Anche la fisicità di Raffaella aveva qualcosa di particolare, che sfugge ai canoni imposti dalla legge dello spettacolo: “ha fianchi ampi, gambe non perfettissime, bocca leggermente larga, statura non inarrivabile, naso evidente, sproporzione forte tra fianchi e punto vita microscopico”, risultato di una costruzione laboratoriale restituita però con altrettanta sapiente naturalezza attraverso un linguaggio semplice eppure sorprendente, che passa dal dialetto a un ottimo inglese.
Un donna che ha rinunciato alla maternità, solo due grandi amori - Gianni Boncompagni e il coreografo Sergio Japino, dieci anni meno di lei - a un certo punto trasformata dai media in icona gay, che in teoria mal si sposerebbe con la definizione acquisita di personaggi dalla vita complicata, contorta e infelice. Nata a Bologna nel 1943, ha raccontato a Massimo Gramellini “mi hanno cresciuta due donne, tre contando la nurse inglese. Mia madre Angela Iris fu una delle prime a separarsi nel dopoguerra. Non si risposò più. Mio padre è stato un uomo buono e intelligente ma inaffidabile… Uscivo solo con i gay. Quando in sala faceva buio, loro non cercavano di tastarti”. E confessa di avere ricevuto tante lettere di ragazzi omosessuali disperati. Senza rinunciare a quel buonismo che l'ha resa così amata, “‘per me il mondo non è fatto di gay e di etero ma di creature”, poi riprende a scherzare, “i gay amano soprattutto mettersi la parrucca bionda, le mie canzoni e la mia allegria”.
Quando meno te lo aspettavi, insomma, Raffa rispuntava fuori a sorpresa. È un’ipotesi, certo; difficile che Bob Sinclar l’abbia presa in considerazione, Il DJ e produttore francese, Christophe Le Friant nel 1969, il cui pseudonimo si ispira al personaggio che Jean-Paul Belmondo aveva interpretato nel film “Come si distrugge la reputazione del più grande agente segreto del mondo” di Philippe De Broca, conosce appena il passaggio di una canzone che la Raffa interpretava nel 1976, “A far l’amore comincia tu”. Lo intriga e decide di testarlo nei club, nei suoi set notturni, al punto da pensare di farne un campionamento non autorizzato. Ogni volta che lo suona i ragazzi ballano e si divertono. Uno choc generazionale, un disco degli anni Settanta che funziona perfettamente anche nel 2011. E allora incontra Raffaella che, divertita, reincide la propria voce. “Ha un cuore vero”, testimonia Bob.
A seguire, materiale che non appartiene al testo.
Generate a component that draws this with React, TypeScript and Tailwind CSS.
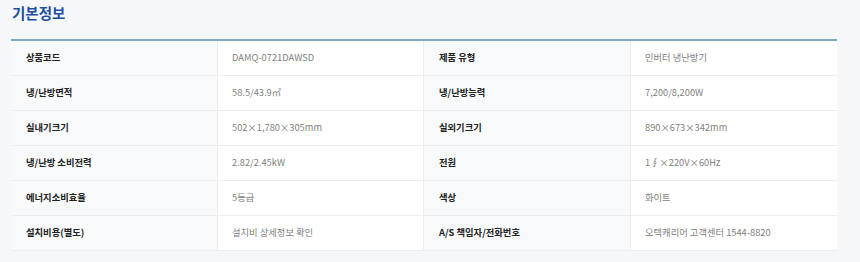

Così un 45 d’epoca diventa uno dei principali hit della nuova estate, dal mondo dei clubbing, alle radio, alla rete.
“A far l’amore comincia tu. Se lui ti porta su un letto vuoto, il vuoto daglielo indietro tu. Fai vedere che non è un gioco, fagli capire quello che vuoi tu”, testo di Daniele Pace su musica di Franco Bracardi per uno dei singoli più venduti di Raffaella Carrà, nel remix di Sinclar acquista una seconda vita. Capelli lunghi, barbetta hipster, Bob proviene dall’ambiente francese della musica elettronica, lo stesso dei Daft Punk, Kid Loco, Cassius e Dimitri from Paris. Nel 2005 con Love Generation ottiene fama internazionale, nel 2006 vince il World Music Award come miglior dj del mondo, nel 2007 il neo-presidente Nicolas Sarkosy lo invita a Place de la Concorde il giorno della sua elezione. La critica però lo giudica troppo commerciale perché contamina in maniera sfacciata l’elettronica con pop, reggae, funk e disco allo scopo di piacere sempre di più.
Per un’Italia che lotta contro la crisi economica, c’è un’Italia indifferente, che continua a ballare come se niente fosse, l’Italia coatta e cafonal, così la chiama Roberto D’Agostino, decadente e moribonda. L’Italia de La grande bellezza, il capolavoro “romano” di Paolo Sorrentino, vincitore dell’Oscar come miglior film straniero nel 2013. Danzava allora, danzerà anche quest’estate, distanziamento sociale oppure no, perché la nostra è una tribù che balla.
L’Oscar lo ha vinto anche lei, eterna stupenda Raffaella.